Post  40863  by  pmcw       Reply
sr, Thanks, I didn't know that, but like I've said, I don't know much about gold. Do you know of a source where I can get historic currency exchange rates for the US$, Euro and Yen? Regards, pmcw



Post  40864  by  SkippyWalker       Reply
PALM and HAND
Both shooting upwards today.
What is going on? Does anyone see anything besides irrational exuberance? I don't.


Post  40865  by  clo       OT: danking, "polling, on


Post  40866  by  srudek       Reply
jcl: re housing bubble article. Thanks for the article. However, I disagree for a number of reasons:

(1) There is no agreed definition of a "bubble" (shocking, huh? pmcw points out there also is no definition of "depression") so anyone can say any silly thing they want regarding bubbles -- they are just babbling.

(2) There is still economic sense in buying houses to rent for positive cash flow, in many sub markets. I'm days away from closing on a small multifamily which will return 20% or more, cash on cash, in a California sub market.

(3) MY definition of a Bubble (as good as any other definition...or lack thereof;-) says that a Bubble is always accompanied by -- in fact predicated upon -- social delusion/mania. I don't see a LOT of delusion/mania, except in SOME markets (e.g., San Diego, L.A., Bay Area, Boston).

(4) Going along with #3, when there is a REAL Bubble the main stream press and analysts ARE NOT willing to even discuss whether there is a "bubble" -- they certainly do not make statements or print articles that there IS a bubble. In a real bubble, almost nobody questions anything. Think about how it was in 1999 regarding stocks.

So, my opinion is that we have a CREDIT Bubble (notice how little press coverage on THAT), a derivatives Bubble, and we are STILL in a stock market Bubble (notice almost all the talking heads -- who couldn't see the Bubble when they were in it -- are now talking about how we WERE in a stock bubble...but NOW they see "good values"). But most of the U.S. is not yet in a full real estate Bubble. Real estate IS getting expensive -- but so is EVERY source of investment which (relatively) safely generates a cash flow (e.g., bonds).

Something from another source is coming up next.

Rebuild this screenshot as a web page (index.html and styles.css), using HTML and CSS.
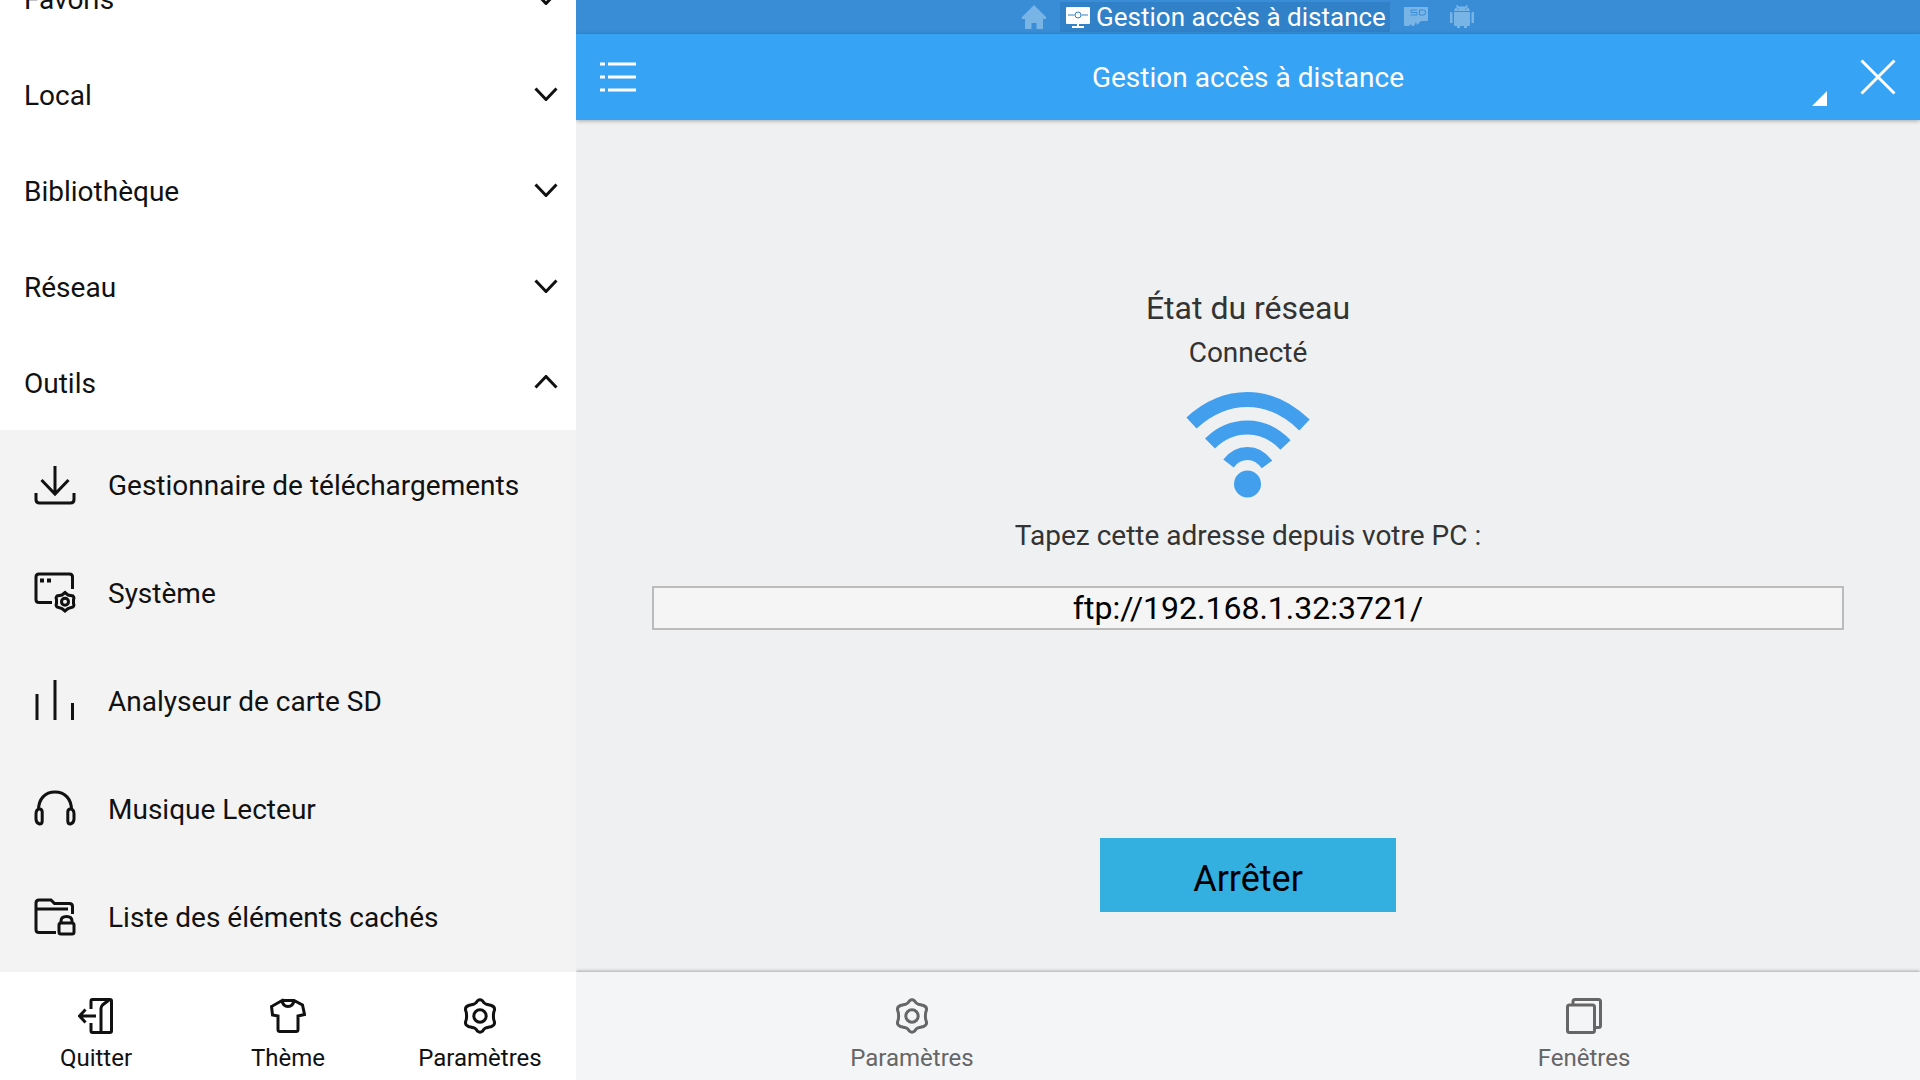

That said, I'd still suggest you be wary of single family houses as they have a much higher probability, imo, of falling precipitously from here than is warranted by the upside potential -- at least in the intermediate term. Don't forget these buggers are LEVERAGED and many, many people wouldn't have enough money to make two months payments if they lost their job. A LOT of white collar jobs are likely to be on the butcher block in the next recession -- so people with $4,000+ mortgages (most of the bay area, for example) may not be able to keep up their payments if they have to replace their $150K engineering job with a job as a pizza delivery person, for example.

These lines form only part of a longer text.